— start —

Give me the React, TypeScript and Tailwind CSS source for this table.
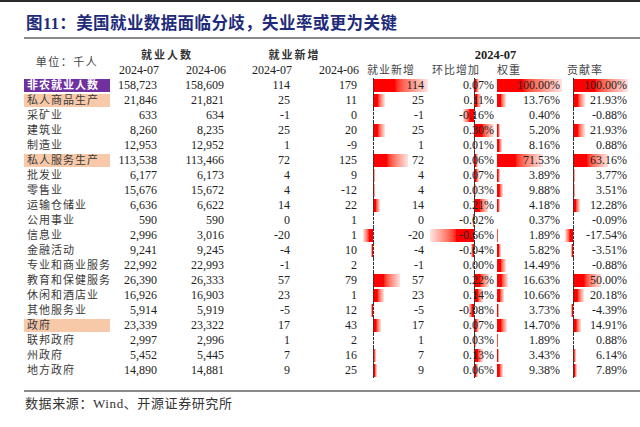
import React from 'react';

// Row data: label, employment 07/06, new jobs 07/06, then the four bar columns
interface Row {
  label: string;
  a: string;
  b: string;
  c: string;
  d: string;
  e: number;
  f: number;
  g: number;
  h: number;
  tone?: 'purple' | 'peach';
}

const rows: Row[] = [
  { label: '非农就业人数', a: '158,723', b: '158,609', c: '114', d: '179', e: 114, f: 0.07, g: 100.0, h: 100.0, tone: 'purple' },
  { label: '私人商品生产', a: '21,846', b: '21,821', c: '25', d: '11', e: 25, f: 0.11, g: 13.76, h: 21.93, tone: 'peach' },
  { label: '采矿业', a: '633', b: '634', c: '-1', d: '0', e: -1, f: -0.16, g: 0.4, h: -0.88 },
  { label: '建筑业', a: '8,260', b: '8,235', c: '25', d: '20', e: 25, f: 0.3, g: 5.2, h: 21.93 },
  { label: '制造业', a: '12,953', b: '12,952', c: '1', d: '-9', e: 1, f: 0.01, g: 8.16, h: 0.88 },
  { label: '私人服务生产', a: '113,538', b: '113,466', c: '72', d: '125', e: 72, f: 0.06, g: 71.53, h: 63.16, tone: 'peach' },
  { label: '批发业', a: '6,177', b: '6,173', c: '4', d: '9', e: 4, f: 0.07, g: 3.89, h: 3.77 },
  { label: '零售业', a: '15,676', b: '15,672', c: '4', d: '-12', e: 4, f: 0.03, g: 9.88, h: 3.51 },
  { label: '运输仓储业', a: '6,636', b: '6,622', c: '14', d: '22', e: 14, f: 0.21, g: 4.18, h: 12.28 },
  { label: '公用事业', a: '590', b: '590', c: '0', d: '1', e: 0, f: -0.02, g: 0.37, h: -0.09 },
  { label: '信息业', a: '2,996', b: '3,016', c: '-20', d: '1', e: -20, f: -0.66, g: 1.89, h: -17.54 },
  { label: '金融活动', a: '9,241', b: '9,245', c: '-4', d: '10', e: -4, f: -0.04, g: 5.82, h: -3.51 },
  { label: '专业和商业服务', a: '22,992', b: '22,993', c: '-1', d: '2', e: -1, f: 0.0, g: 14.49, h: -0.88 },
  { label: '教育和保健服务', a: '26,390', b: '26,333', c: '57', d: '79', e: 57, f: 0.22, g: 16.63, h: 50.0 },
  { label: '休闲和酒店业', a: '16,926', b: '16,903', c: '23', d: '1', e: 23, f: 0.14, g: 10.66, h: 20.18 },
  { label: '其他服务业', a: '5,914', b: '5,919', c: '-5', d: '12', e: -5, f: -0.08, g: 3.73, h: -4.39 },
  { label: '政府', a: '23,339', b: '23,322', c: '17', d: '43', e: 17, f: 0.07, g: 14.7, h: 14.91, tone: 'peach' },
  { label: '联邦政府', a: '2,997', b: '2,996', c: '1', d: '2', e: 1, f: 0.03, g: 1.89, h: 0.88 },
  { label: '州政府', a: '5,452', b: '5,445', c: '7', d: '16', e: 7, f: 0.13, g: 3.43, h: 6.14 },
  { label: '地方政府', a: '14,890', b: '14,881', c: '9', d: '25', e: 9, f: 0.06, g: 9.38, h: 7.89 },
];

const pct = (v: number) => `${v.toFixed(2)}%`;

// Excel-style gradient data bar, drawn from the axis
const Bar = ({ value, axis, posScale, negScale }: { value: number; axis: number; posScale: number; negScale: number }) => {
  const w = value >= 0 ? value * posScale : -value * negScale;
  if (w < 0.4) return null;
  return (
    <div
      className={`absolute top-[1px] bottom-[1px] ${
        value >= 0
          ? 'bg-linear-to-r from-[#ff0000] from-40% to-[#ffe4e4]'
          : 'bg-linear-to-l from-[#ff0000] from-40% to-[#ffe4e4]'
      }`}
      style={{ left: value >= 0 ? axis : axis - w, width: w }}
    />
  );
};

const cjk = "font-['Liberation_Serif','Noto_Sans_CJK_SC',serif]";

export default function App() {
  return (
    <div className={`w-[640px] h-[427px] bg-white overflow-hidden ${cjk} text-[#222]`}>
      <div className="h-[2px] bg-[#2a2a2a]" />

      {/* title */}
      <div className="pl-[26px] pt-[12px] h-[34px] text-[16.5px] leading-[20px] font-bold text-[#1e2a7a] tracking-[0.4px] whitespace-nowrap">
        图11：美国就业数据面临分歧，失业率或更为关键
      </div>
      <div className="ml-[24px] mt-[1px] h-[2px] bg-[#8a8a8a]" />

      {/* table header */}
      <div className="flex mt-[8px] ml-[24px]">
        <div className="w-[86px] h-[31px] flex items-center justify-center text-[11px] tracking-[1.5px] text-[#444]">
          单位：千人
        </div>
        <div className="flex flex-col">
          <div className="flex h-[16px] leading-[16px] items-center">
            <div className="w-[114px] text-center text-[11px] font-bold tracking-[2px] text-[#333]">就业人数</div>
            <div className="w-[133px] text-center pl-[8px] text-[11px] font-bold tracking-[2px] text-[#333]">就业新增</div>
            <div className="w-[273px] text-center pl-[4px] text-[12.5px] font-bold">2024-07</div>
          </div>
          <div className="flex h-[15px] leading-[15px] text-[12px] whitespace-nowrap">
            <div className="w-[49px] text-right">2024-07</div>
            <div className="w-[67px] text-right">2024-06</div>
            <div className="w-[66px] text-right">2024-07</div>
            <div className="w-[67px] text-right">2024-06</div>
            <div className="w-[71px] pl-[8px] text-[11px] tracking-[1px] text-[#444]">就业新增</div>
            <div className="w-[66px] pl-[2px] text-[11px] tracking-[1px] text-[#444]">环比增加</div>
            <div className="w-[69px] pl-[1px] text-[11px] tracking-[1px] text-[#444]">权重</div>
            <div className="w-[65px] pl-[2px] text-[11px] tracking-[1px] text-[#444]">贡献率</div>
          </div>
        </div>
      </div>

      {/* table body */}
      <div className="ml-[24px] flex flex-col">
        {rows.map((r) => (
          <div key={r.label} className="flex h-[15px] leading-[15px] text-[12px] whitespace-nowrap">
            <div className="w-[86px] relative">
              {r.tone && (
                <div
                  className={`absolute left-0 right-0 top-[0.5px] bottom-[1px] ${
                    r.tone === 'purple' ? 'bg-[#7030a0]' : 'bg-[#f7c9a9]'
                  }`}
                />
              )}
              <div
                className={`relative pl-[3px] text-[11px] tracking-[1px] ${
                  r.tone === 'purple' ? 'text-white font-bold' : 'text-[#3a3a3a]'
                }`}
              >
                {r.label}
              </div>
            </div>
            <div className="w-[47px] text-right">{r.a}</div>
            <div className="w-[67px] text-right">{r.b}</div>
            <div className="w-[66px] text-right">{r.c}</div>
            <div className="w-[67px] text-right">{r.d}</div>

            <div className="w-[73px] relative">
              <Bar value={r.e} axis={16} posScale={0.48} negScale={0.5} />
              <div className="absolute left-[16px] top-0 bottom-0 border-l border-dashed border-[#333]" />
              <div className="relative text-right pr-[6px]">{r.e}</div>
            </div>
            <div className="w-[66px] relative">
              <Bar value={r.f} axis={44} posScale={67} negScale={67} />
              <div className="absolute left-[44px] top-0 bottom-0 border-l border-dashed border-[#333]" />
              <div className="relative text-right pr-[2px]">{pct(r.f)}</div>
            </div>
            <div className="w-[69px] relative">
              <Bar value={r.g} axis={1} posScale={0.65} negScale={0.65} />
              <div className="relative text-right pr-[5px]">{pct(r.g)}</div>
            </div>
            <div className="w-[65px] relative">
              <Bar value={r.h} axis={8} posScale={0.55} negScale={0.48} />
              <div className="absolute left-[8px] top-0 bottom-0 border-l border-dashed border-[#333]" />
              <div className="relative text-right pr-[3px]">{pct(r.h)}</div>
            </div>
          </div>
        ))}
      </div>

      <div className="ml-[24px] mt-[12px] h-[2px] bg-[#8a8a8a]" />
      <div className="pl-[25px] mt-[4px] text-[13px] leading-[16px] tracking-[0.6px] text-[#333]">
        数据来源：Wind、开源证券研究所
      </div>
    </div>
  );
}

— end —
— start —

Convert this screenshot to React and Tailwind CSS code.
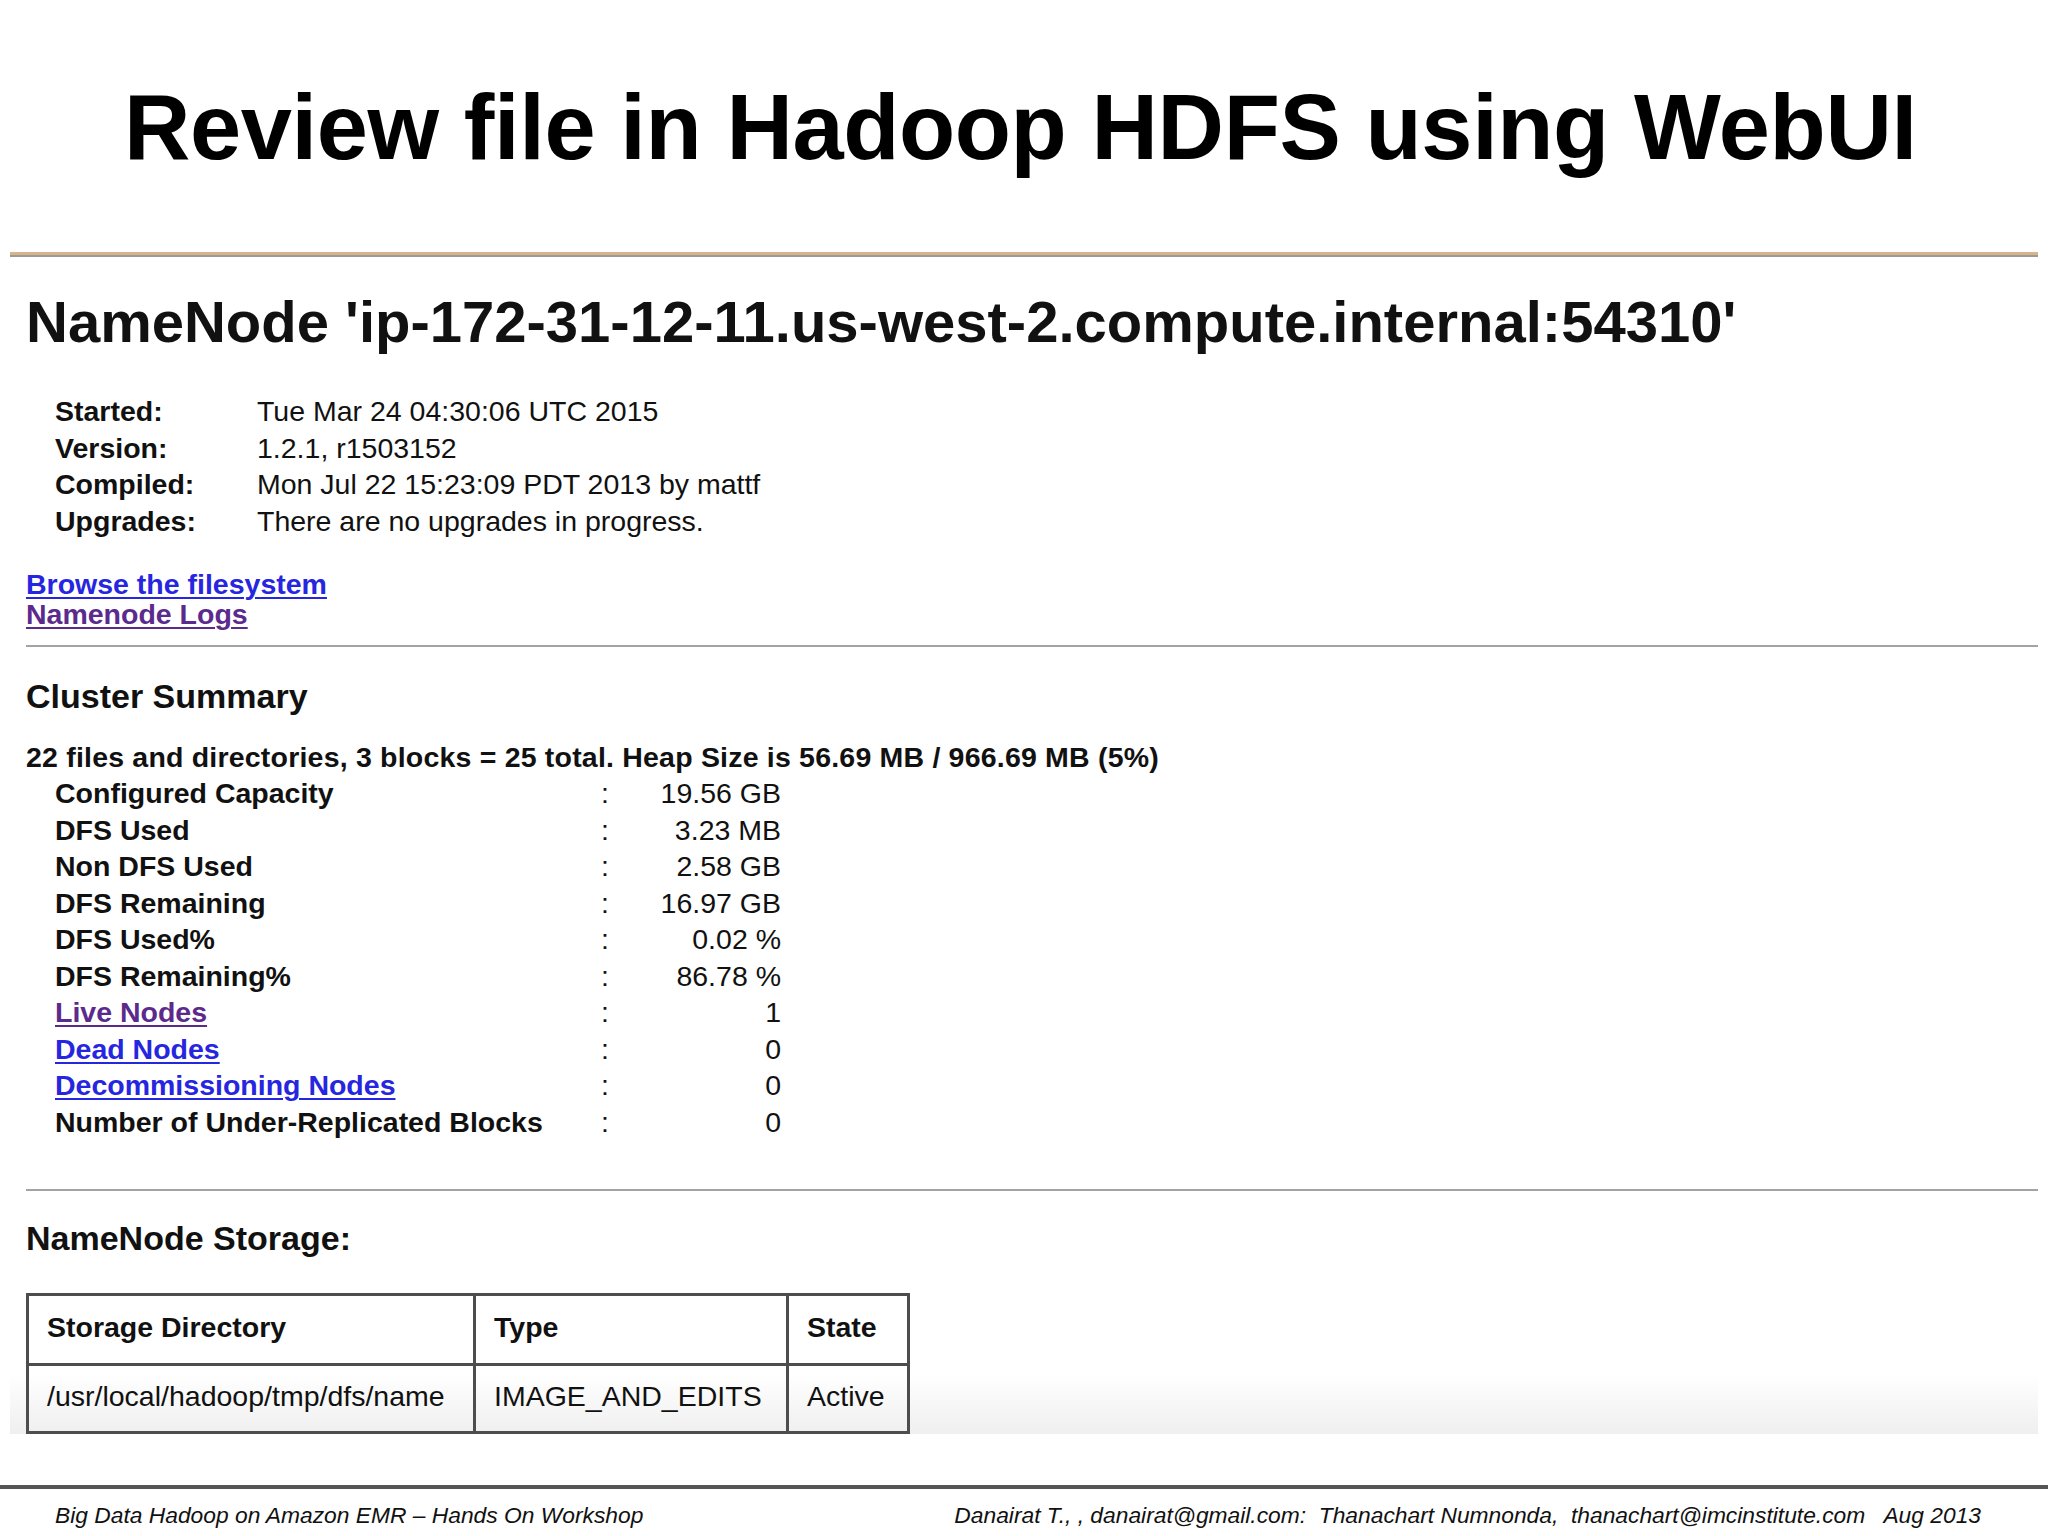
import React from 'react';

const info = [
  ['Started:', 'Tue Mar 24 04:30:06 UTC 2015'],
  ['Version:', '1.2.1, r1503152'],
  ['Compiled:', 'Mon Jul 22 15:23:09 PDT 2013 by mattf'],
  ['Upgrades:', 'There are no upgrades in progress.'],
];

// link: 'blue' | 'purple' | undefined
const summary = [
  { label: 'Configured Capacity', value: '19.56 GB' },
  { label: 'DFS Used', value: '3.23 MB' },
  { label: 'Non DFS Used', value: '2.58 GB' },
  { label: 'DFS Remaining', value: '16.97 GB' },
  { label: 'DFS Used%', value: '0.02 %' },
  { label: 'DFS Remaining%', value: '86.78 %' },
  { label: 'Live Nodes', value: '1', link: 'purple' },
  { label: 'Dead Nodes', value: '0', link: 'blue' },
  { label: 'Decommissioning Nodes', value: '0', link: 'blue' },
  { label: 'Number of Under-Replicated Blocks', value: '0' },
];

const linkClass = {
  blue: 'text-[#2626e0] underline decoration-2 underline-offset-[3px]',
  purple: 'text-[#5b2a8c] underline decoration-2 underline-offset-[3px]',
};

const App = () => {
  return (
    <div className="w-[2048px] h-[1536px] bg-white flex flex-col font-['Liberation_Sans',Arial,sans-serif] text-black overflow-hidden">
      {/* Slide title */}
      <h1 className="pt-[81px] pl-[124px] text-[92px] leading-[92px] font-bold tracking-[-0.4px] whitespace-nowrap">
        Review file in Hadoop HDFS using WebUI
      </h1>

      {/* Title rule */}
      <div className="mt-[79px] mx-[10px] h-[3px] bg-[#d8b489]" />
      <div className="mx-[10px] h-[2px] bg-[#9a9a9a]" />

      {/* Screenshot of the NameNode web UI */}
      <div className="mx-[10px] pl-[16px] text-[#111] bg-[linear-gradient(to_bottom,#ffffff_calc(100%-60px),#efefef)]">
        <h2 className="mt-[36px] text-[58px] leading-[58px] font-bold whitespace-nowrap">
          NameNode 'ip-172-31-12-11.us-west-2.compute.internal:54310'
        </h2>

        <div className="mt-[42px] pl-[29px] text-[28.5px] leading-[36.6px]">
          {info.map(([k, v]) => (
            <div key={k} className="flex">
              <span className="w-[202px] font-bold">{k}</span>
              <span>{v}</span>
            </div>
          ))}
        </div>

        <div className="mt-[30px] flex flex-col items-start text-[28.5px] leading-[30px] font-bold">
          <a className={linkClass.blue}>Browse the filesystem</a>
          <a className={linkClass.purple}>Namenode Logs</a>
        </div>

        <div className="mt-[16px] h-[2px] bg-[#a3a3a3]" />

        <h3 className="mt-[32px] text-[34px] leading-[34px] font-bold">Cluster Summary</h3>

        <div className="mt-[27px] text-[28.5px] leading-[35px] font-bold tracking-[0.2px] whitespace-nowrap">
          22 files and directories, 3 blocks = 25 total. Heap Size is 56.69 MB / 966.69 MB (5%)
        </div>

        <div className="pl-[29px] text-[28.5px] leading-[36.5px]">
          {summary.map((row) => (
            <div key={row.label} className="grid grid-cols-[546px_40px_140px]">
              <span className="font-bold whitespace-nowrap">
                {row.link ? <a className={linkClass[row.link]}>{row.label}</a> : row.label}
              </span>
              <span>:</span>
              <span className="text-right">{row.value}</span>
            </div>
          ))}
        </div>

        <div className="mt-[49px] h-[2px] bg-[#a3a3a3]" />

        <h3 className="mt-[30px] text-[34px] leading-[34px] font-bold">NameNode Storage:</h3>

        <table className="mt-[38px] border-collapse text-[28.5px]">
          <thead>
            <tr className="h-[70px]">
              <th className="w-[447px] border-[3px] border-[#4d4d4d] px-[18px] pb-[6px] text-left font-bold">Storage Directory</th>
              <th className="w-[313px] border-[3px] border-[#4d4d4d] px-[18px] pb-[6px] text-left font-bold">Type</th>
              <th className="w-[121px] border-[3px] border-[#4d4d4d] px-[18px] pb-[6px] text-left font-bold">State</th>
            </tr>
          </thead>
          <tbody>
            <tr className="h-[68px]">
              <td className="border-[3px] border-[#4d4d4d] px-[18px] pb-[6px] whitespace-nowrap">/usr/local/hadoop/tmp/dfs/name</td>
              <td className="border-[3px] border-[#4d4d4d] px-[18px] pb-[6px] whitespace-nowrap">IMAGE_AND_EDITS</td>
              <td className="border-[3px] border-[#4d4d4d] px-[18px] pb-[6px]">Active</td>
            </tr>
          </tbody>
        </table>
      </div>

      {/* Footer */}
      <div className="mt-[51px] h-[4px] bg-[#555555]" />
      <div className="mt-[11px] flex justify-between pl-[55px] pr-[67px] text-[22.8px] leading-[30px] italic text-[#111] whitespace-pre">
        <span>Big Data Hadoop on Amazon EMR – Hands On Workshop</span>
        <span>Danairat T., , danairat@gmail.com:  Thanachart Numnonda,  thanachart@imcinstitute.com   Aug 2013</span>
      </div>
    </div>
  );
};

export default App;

— end —

● Direction:
Look through the data and show every line containing "React".

● Answer to this task:
Give me the React, TypeScript and Tailwind CSS source for this table.
import React from 'react';
Convert this screenshot to React and Tailwind CSS code.
import React from 'react';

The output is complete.